Madame Wang isn't willing to let Lily win. She sees that Lily has been blinded by her good fortune, and that her success comes at the expense of true love.
On the day of Snow Flower's cousin's Sitting and Singing ceremony, which Lily and Snow Flower had planned on attending together, Lily hopes that Snow Flower won't come. However, both Snow Flower and Madame Wang are in attendance. Lily sits across the circle and participates in the singing and chanting.
Lily is still concerned enough with appearances to not skip the Sitting and Singing. The songs and chants provide a familiar backdrop for the very unfamiliar emotions Lily and Snow Flower now experience.
The bride's mother asks Snow Flower to tell them of her life, and Lily is shocked to hear Snow Flower announce that she will sing a Letter of Vituperation (a public grievance). Snow Flower starts, "the pheasant squawks and the sound carries far." She lists all the miseries of her life and then says that her laotong was her one happiness in life for 27 years. She asks Lily why she turned away, and why she refused Spring Moon as Jade's laotong. She begs Lily to not make a third generation of women suffer.
With the Letter of Vituperation, Snow Flower uses Lily's love of formal and traditional avenues to try to talk to her laotong and express her emotions. She essentially tries to meet Lily on her own playing field. We see that Snow Flower still has hope that her family can escape its ill fortune, with her request that Lily not make Spring Moon suffer. She knows that a match with Jade might save her from the same fate as Snow Flower and her mother, and so she appeals to a sense of female solidarity—but this is something that Lily has never really felt.

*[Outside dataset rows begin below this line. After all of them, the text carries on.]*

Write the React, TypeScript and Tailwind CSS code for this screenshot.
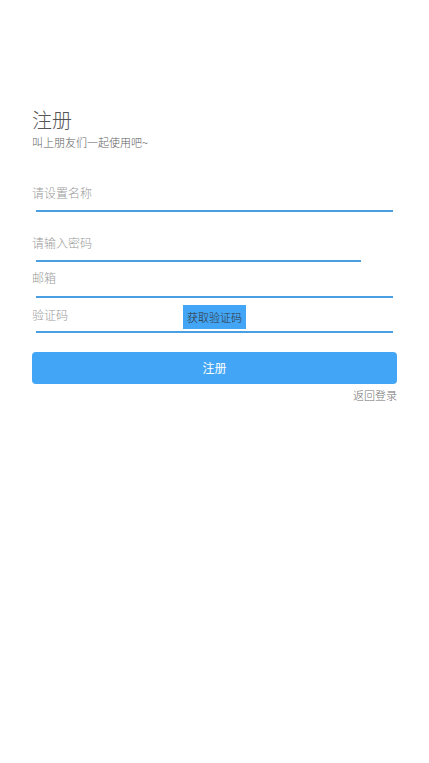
import { useState } from 'react';

const font = { fontFamily: '"Noto Sans CJK SC", "Noto Sans", sans-serif' };

export default function App() {
  const [name, setName] = useState('');
  const [pwd, setPwd] = useState('');
  const [email, setEmail] = useState('');
  const [code, setCode] = useState('');

  const inputCls =
    'block w-full h-[20px] bg-transparent text-[12px] font-light leading-[20px] text-[#333] outline-none placeholder:text-[#9a9a9a]';

  return (
    <div className="min-h-[763px] w-full bg-white px-8 pt-[108px] font-light" style={font}>
      <h1 className="text-[20px] leading-[24px] font-light text-[#555]">注册</h1>
      <p className="mt-[2px] text-[11px] leading-[16px] text-[#5e5e5e]">叫上朋友们一起使用吧~</p>

      <input
        className={`${inputCls} mt-[33px]`}
        placeholder="请设置名称"
        value={name}
        onChange={(e) => setName(e.target.value)}
      />
      <div className="mx-1 mt-[7px] h-[2px] bg-[#4a9fe2]" />

      <input
        type="password"
        className={`${inputCls} mt-[21px]`}
        placeholder="请输入密码"
        value={pwd}
        onChange={(e) => setPwd(e.target.value)}
      />
      <div className="ml-1 mr-9 mt-[7px] h-[2px] bg-[#4a9fe2]" />

      <input
        className={`${inputCls} mt-[6px]`}
        placeholder="邮箱"
        value={email}
        onChange={(e) => setEmail(e.target.value)}
      />
      <div className="mx-1 mt-[8px] h-[2px] bg-[#4a9fe2]" />

      <div className="mt-[7px] flex h-[24px] items-start">
        <input
          className="block w-[151px] h-[20px] bg-transparent text-[12px] font-light leading-[20px] text-[#333] outline-none placeholder:text-[#9a9a9a]"
          placeholder="验证码"
          value={code}
          onChange={(e) => setCode(e.target.value)}
        />
        <button
          type="button"
          className="h-[24px] w-[63px] bg-[#42a5f5] text-center text-[11px] font-light leading-[24px] text-[#333]"
        >
          获取验证码
        </button>
      </div>
      <div className="mx-1 mt-[2px] h-[2px] bg-[#4a9fe2]" />

      <button
        type="button"
        className="mt-[19px] h-[32px] w-full rounded-[4px] bg-[#42a5f5] text-[12px] font-normal text-white"
      >
        注册
      </button>
      <div className="mt-[3px] text-right text-[11px] leading-[16px] text-[#6e6e6e]">返回登录</div>
    </div>
  );
}
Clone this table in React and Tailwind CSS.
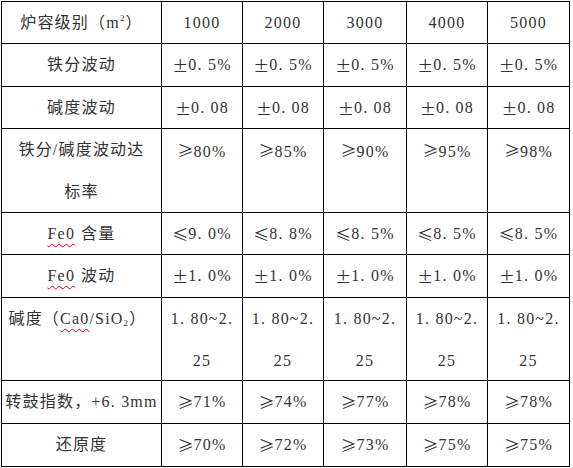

Lily begins her own Letter of Vituperation in retaliation. She says that all women know hard lives, but that Snow Flower thinks her own hard life is special. Lily cries as she tells Snow Flower that she always remained true, and accuses Snow Flower of embracing sworn sisters. Lily continues that as women, they have to accept when their husbands turn away from them, but it's merciless when women turn away from other women. She grows even angrier and begins telling the room everything she can about Snow Flower, including that she and the butcher don't obey the laws regarding having sex after birth.
At this point in her life, Lily truly believes that all women are simply destined to suffer. She justifies the violence, pain, and suffering that Snow Flower experiences as being nothing out of the ordinary and, further, feels that they're deserved. She shifts the blame for Snow Flower's fate onto Snow Flower herself, indicating that Snow Flower is simply being punished for her numerous transgressions.
Lily tells the reader that in the moment she thought she was free, but realizes now that she was becoming trapped in hatred for Snow Flower. Snow Flower, crying, addresses Lily and says that the women in her village don't criticize her, but comfort her and visit her. She says she feels like a bird flying without its mate. Lily thinks of her grievance against Mama and ignores Snow Flower. Snow Flower gets up and leaves, and not even Madame Wang follows her.
Lily as the narrator understands that hatred traps people, while love can free them. Snow Flower evidently already understands this, as she tries to surround herself with people who love her without the judgment and conditions that Lily has. Snow Flower is so dishonored by Lily pointing out her transgressions that nobody can comfort her and still be considered proper.
Lily tells the reader that when she looks back on that day, she knows that she was despicable. However, she gained the respect of every other woman there by exposing a woman who did not conform, and destroyed Snow Flower in the process. Lily's Song of Vituperation became known and news of Snow Flower's disgrace spread. Lily is crippled by these events. She can't figure out the point of being Lady Lu without love.
What happens to Snow Flower because of Lily's Letter of Vituperation indicates the importance of upholding tradition. If a woman doesn't, she's liable not just to suffer scorn or violence from her husband, but also a rejection of companionship from other women. Lily suffers too, though, as she no longer has any true love in her life with no laotong or sworn sisters to give her real companionship in her new position of power.